When it comes to sin, there is nothing clean about it. It is forever a part of us as it infects our entire being with its dirt and grime. We think that we can scrape it off by ourselves, yet we despair with no avail.

Bethany Woelmer

My cousins and I found much joy in playing in the mud when we were younger. We slathered our skin from head to toe with this smooth yet bumpy texture. We encountered every kind of meeting with mud you can imagine–from mudslides in creek adventures to fixing water pipes. We’ve done it all. And we didn’t mind getting dirty. No permanent marks, no worries, just a simple hose-down, and we were good to go.

When it comes to sin, there is nothing clean about it. It is forever a part of us as it infects our entire being with its dirt and grime. We think that we can scrape it off by ourselves, yet we despair with no avail. We are reminded during the Lenten season, beginning with Ash Wednesday, that to dust we are and to dust we shall return. We are essentially made of the dust of the ground because of the Fall into Sin. We wallow in it day and night, crawling from the depths of woe and crying with a penitential fervor, “Create in me a clean heart, O God! O Lord, have mercy upon me!”

Our journey this Lenten season is a journey through the mud of our sin, but it is one in which Jesus steps into the mud to take our filthy heart and all its sin upon Himself on the cross. We continue to live in this daily sin with cries for release, but as those who are redeemed we look to the cross and hear God’s Gospel that says, “I baptize you for the forgiveness of sins,” “I forgive you all your sins,” and “My Body and Blood given to you for the forgiveness of sins,” all in the triune name of God: Father, Son, and Holy Spirit.
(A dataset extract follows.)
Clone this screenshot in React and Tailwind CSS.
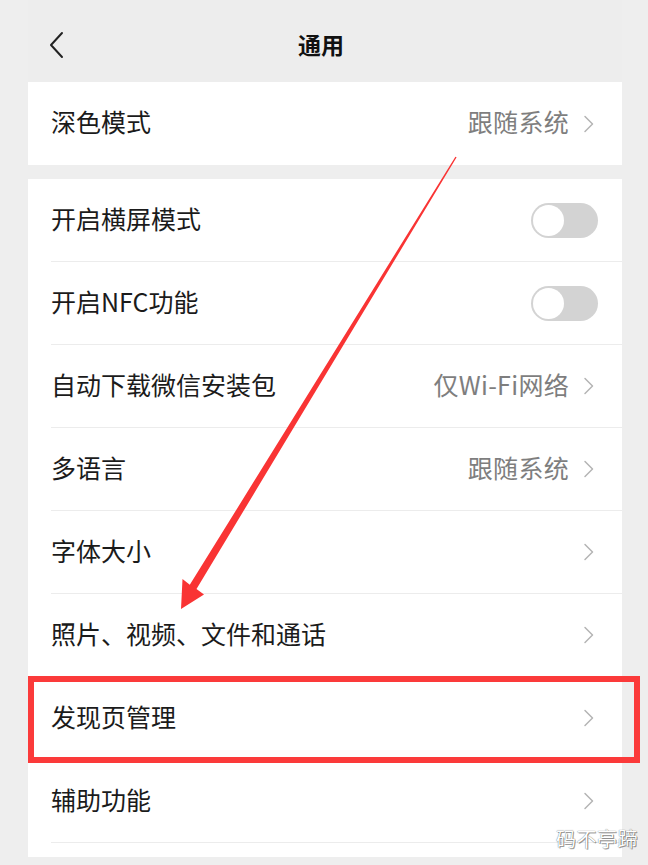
import React from 'react';

const font = { fontFamily: '"Noto Sans CJK SC", "Noto Sans", sans-serif' };

const Chevron = () => (
  <svg width="14" height="18" viewBox="0 0 14 18" className="shrink-0">
    <path d="M3 1.5 L10.5 9 L3 16.5" fill="none" stroke="#b4b4b4" strokeWidth="1.5" strokeLinecap="round" strokeLinejoin="round" />
  </svg>
);

const Toggle = () => (
  <div className="w-[67px] h-[35px] rounded-full bg-[#d3d3d3] p-[2px] flex items-center">
    <div className="w-[31px] h-[31px] rounded-full bg-white" />
  </div>
);

const Row = ({ label, value, toggle, divider = true }) => (
  <div className="h-[83px] pl-[23px] flex flex-col">
    <div className="flex-1 flex items-center pr-[26px]">
      <span className="flex-1 text-[25px] text-[#1b1b1b] pb-[3px]">{label}</span>
      {toggle ? (
        <div className="-mr-[2px]"><Toggle /></div>
      ) : (
        <div className="flex items-center gap-[13px]">
          {value && <span className="text-[25px] text-[#7e7e7e] pb-[3px] tracking-[0.3px]">{value}</span>}
          <Chevron />
        </div>
      )}
    </div>
    {divider && <div className="h-px bg-[#ececec]" />}
  </div>
);

const rows = [
  { label: '开启横屏模式', toggle: true },
  { label: '开启NFC功能', toggle: true },
  { label: '自动下载微信安装包', value: '仅Wi-Fi网络' },
  { label: '多语言', value: '跟随系统' },
  { label: '字体大小' },
  { label: '照片、视频、文件和通话' },
  { label: '发现页管理' },
  { label: '辅助功能' },
];

export default function App() {
  return (
    <div className="relative w-[648px] h-[865px] overflow-hidden bg-[#eeeeee]" style={font}>
      <div className="ml-[28px] w-[594px] flex flex-col">
        {/* header */}
        <div className="h-[82px] relative flex items-center justify-center bg-[#ededed]">
          <svg width="18" height="28" viewBox="0 0 18 28" className="absolute left-[20px] top-[31px]">
            <path d="M14 2 L3 14 L14 26" fill="none" stroke="#222" strokeWidth="2" strokeLinecap="round" strokeLinejoin="round" />
          </svg>
          <span className="text-[23px] font-bold text-[#111] -ml-[8px] mt-[6px]">通用</span>
        </div>

        <div className="bg-white">
          <Row label="深色模式" value="跟随系统" divider={false} />
        </div>

        <div className="h-[14px]" />

        <div className="bg-white pb-[14px]">
          {rows.map((r) => (
            <Row key={r.label} {...r} />
          ))}
        </div>
      </div>

      {/* annotation: red box */}
      <div className="absolute left-[28px] top-[676px] w-[612px] h-[87px] border-[6px] border-[#fb3a3a]" />

      {/* annotation: red arrow */}
      <svg className="absolute left-0 top-0" width="648" height="865" viewBox="0 0 648 865">
        <polygon
          points="456.6,157.3 196.5,589 204,594.5 181,609 182.5,579 189.8,584.8 455.4,156.7"
          fill="#f93434"
        />
      </svg>

      {/* watermark */}
      <span
        className="absolute left-[556px] top-[829px] text-[20px] leading-none text-white tracking-[0.5px]"
        style={{ textShadow: '0 0 1px rgba(0,0,0,0.7), 1px 1px 0 rgba(0,0,0,0.35)' }}
      >
        码不亭蹄
      </span>
    </div>
  );
}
For you. In the thick of suffering. In the midst of sin. All Jesus. All His work. All your salvation. For you.

Luther once said, “Every time you wash your hands, remember your Baptism.” Every dust of sin is a part of us, but in Christ it is washed away. In Christ we are a new creation, and in Christ we return to His promises by faith. We all like sheep have gone astray and are covered in the murkiness of sin, but Christ has covered Himself with our iniquities and has given us a clean heart and a right spirit within Him.

Create in me a clean heart, O God,
And renew a right spirit within me.
Cast me not away from thy presence,
And take not thy Holy Spirit from me.
Restore unto me the joy of thy salvation,
And uphold with thy free spirit.
Amen.

Bethany Woelmer is a member at St. John’s Evangelical Lutheran Church in Topeka, Kansas and a graduate student in church music at the University of Kansas.